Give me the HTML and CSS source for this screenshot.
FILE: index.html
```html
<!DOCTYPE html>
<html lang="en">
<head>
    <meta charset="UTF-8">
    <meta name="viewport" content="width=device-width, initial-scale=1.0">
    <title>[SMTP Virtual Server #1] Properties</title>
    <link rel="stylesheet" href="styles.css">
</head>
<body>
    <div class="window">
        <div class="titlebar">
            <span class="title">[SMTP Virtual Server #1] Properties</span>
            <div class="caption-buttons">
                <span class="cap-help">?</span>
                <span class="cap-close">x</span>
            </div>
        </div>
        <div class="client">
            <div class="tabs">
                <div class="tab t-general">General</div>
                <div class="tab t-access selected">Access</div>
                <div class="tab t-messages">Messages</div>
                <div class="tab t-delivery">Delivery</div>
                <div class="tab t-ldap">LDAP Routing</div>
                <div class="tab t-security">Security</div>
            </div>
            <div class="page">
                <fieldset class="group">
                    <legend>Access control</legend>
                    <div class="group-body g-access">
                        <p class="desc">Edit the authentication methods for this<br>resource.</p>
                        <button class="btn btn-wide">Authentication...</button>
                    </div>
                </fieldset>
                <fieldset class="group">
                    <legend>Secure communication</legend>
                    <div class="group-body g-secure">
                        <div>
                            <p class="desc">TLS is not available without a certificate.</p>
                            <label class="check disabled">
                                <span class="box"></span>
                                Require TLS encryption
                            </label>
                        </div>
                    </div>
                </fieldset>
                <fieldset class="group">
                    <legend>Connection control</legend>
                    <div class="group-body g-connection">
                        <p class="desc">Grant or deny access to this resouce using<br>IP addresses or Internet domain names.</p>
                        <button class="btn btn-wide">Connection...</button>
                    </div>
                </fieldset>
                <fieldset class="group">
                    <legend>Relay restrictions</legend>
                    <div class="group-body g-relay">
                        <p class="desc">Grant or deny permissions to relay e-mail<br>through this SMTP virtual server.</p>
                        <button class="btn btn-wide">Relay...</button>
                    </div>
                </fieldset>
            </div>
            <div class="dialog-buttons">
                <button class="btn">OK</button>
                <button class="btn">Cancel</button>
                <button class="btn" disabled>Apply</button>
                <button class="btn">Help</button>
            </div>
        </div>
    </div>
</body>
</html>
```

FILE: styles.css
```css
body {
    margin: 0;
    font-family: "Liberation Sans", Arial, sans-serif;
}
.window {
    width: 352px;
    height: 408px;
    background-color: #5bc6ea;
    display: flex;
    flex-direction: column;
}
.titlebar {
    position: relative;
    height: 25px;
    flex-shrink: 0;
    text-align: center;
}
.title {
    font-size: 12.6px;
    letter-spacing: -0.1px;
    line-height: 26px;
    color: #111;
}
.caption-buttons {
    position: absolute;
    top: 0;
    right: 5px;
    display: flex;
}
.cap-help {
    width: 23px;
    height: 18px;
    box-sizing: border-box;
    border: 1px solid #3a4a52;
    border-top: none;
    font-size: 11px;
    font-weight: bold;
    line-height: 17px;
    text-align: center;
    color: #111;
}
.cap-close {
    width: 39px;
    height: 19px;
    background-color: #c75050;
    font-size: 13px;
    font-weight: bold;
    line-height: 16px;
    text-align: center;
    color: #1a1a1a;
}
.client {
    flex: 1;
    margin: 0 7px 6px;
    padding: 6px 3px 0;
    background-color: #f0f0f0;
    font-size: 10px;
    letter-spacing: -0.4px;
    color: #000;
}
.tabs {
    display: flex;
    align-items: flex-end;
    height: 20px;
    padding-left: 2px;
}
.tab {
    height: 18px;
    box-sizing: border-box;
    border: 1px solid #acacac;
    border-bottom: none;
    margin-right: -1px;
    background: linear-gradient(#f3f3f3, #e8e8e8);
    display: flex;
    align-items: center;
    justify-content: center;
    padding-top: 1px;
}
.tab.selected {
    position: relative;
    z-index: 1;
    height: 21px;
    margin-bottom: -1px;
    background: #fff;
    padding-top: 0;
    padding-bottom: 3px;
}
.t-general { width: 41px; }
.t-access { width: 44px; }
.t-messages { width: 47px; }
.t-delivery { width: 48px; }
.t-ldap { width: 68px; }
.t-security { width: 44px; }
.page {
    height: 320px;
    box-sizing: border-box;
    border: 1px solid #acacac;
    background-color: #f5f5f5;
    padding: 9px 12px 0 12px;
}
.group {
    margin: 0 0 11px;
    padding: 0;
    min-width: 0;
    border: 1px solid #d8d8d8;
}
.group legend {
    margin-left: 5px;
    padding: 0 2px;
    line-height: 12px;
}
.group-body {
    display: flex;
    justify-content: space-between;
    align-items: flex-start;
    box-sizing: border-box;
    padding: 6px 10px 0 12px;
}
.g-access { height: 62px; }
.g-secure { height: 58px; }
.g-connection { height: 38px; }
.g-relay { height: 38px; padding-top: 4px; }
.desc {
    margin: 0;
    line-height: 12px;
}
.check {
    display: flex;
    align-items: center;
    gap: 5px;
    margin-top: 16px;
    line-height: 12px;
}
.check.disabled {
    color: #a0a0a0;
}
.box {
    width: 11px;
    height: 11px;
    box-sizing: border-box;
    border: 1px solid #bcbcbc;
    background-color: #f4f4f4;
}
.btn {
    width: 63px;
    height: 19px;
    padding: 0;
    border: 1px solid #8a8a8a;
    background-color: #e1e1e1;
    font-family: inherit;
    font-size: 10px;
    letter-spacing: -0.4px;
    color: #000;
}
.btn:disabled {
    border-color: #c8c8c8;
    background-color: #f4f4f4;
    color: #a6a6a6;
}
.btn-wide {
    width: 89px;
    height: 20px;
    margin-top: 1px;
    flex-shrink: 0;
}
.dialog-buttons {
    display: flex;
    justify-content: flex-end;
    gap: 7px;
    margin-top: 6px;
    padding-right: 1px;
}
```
○ ○ ○ ○
Task to complete: Reproduce every line of the material above exactly.

Final result:
Give me the HTML and CSS source for this screenshot.
FILE: index.html
```html
<!DOCTYPE html>
<html lang="en">
<head>
    <meta charset="UTF-8">
    <meta name="viewport" content="width=device-width, initial-scale=1.0">
    <title>[SMTP Virtual Server #1] Properties</title>
    <link rel="stylesheet" href="styles.css">
</head>
<body>
    <div class="window">
        <div class="titlebar">
            <span class="title">[SMTP Virtual Server #1] Properties</span>
            <div class="caption-buttons">
                <span class="cap-help">?</span>
                <span class="cap-close">x</span>
            </div>
        </div>
        <div class="client">
            <div class="tabs">
                <div class="tab t-general">General</div>
                <div class="tab t-access selected">Access</div>
                <div class="tab t-messages">Messages</div>
                <div class="tab t-delivery">Delivery</div>
                <div class="tab t-ldap">LDAP Routing</div>
                <div class="tab t-security">Security</div>
            </div>
            <div class="page">
                <fieldset class="group">
                    <legend>Access control</legend>
                    <div class="group-body g-access">
                        <p class="desc">Edit the authentication methods for this<br>resource.</p>
                        <button class="btn btn-wide">Authentication...</button>
                    </div>
                </fieldset>
                <fieldset class="group">
                    <legend>Secure communication</legend>
                    <div class="group-body g-secure">
                        <div>
                            <p class="desc">TLS is not available without a certificate.</p>
                            <label class="check disabled">
                                <span class="box"></span>
                                Require TLS encryption
                            </label>
                        </div>
                    </div>
                </fieldset>
                <fieldset class="group">
                    <legend>Connection control</legend>
                    <div class="group-body g-connection">
                        <p class="desc">Grant or deny access to this resouce using<br>IP addresses or Internet domain names.</p>
                        <button class="btn btn-wide">Connection...</button>
                    </div>
                </fieldset>
                <fieldset class="group">
                    <legend>Relay restrictions</legend>
                    <div class="group-body g-relay">
                        <p class="desc">Grant or deny permissions to relay e-mail<br>through this SMTP virtual server.</p>
                        <button class="btn btn-wide">Relay...</button>
                    </div>
                </fieldset>
            </div>
            <div class="dialog-buttons">
                <button class="btn">OK</button>
                <button class="btn">Cancel</button>
                <button class="btn" disabled>Apply</button>
                <button class="btn">Help</button>
            </div>
        </div>
    </div>
</body>
</html>
```

FILE: styles.css
```css
body {
    margin: 0;
    font-family: "Liberation Sans", Arial, sans-serif;
}
.window {
    width: 352px;
    height: 408px;
    background-color: #5bc6ea;
    display: flex;
    flex-direction: column;
}
.titlebar {
    position: relative;
    height: 25px;
    flex-shrink: 0;
    text-align: center;
}
.title {
    font-size: 12.6px;
    letter-spacing: -0.1px;
    line-height: 26px;
    color: #111;
}
.caption-buttons {
    position: absolute;
    top: 0;
    right: 5px;
    display: flex;
}
.cap-help {
    width: 23px;
    height: 18px;
    box-sizing: border-box;
    border: 1px solid #3a4a52;
    border-top: none;
    font-size: 11px;
    font-weight: bold;
    line-height: 17px;
    text-align: center;
    color: #111;
}
.cap-close {
    width: 39px;
    height: 19px;
    background-color: #c75050;
    font-size: 13px;
    font-weight: bold;
    line-height: 16px;
    text-align: center;
    color: #1a1a1a;
}
.client {
    flex: 1;
    margin: 0 7px 6px;
    padding: 6px 3px 0;
    background-color: #f0f0f0;
    font-size: 10px;
    letter-spacing: -0.4px;
    color: #000;
}
.tabs {
    display: flex;
    align-items: flex-end;
    height: 20px;
    padding-left: 2px;
}
.tab {
    height: 18px;
    box-sizing: border-box;
    border: 1px solid #acacac;
    border-bottom: none;
    margin-right: -1px;
    background: linear-gradient(#f3f3f3, #e8e8e8);
    display: flex;
    align-items: center;
    justify-content: center;
    padding-top: 1px;
}
.tab.selected {
    position: relative;
    z-index: 1;
    height: 21px;
    margin-bottom: -1px;
    background: #fff;
    padding-top: 0;
    padding-bottom: 3px;
}
.t-general { width: 41px; }
.t-access { width: 44px; }
.t-messages { width: 47px; }
.t-delivery { width: 48px; }
.t-ldap { width: 68px; }
.t-security { width: 44px; }
.page {
    height: 320px;
    box-sizing: border-box;
    border: 1px solid #acacac;
    background-color: #f5f5f5;
    padding: 9px 12px 0 12px;
}
.group {
    margin: 0 0 11px;
    padding: 0;
    min-width: 0;
    border: 1px solid #d8d8d8;
}
.group legend {
    margin-left: 5px;
    padding: 0 2px;
    line-height: 12px;
}
.group-body {
    display: flex;
    justify-content: space-between;
    align-items: flex-start;
    box-sizing: border-box;
    padding: 6px 10px 0 12px;
}
.g-access { height: 62px; }
.g-secure { height: 58px; }
.g-connection { height: 38px; }
.g-relay { height: 38px; padding-top: 4px; }
.desc {
    margin: 0;
    line-height: 12px;
}
.check {
    display: flex;
    align-items: center;
    gap: 5px;
    margin-top: 16px;
    line-height: 12px;
}
.check.disabled {
    color: #a0a0a0;
}
.box {
    width: 11px;
    height: 11px;
    box-sizing: border-box;
    border: 1px solid #bcbcbc;
    background-color: #f4f4f4;
}
.btn {
    width: 63px;
    height: 19px;
    padding: 0;
    border: 1px solid #8a8a8a;
    background-color: #e1e1e1;
    font-family: inherit;
    font-size: 10px;
    letter-spacing: -0.4px;
    color: #000;
}
.btn:disabled {
    border-color: #c8c8c8;
    background-color: #f4f4f4;
    color: #a6a6a6;
}
.btn-wide {
    width: 89px;
    height: 20px;
    margin-top: 1px;
    flex-shrink: 0;
}
.dialog-buttons {
    display: flex;
    justify-content: flex-end;
    gap: 7px;
    margin-top: 6px;
    padding-right: 1px;
}
```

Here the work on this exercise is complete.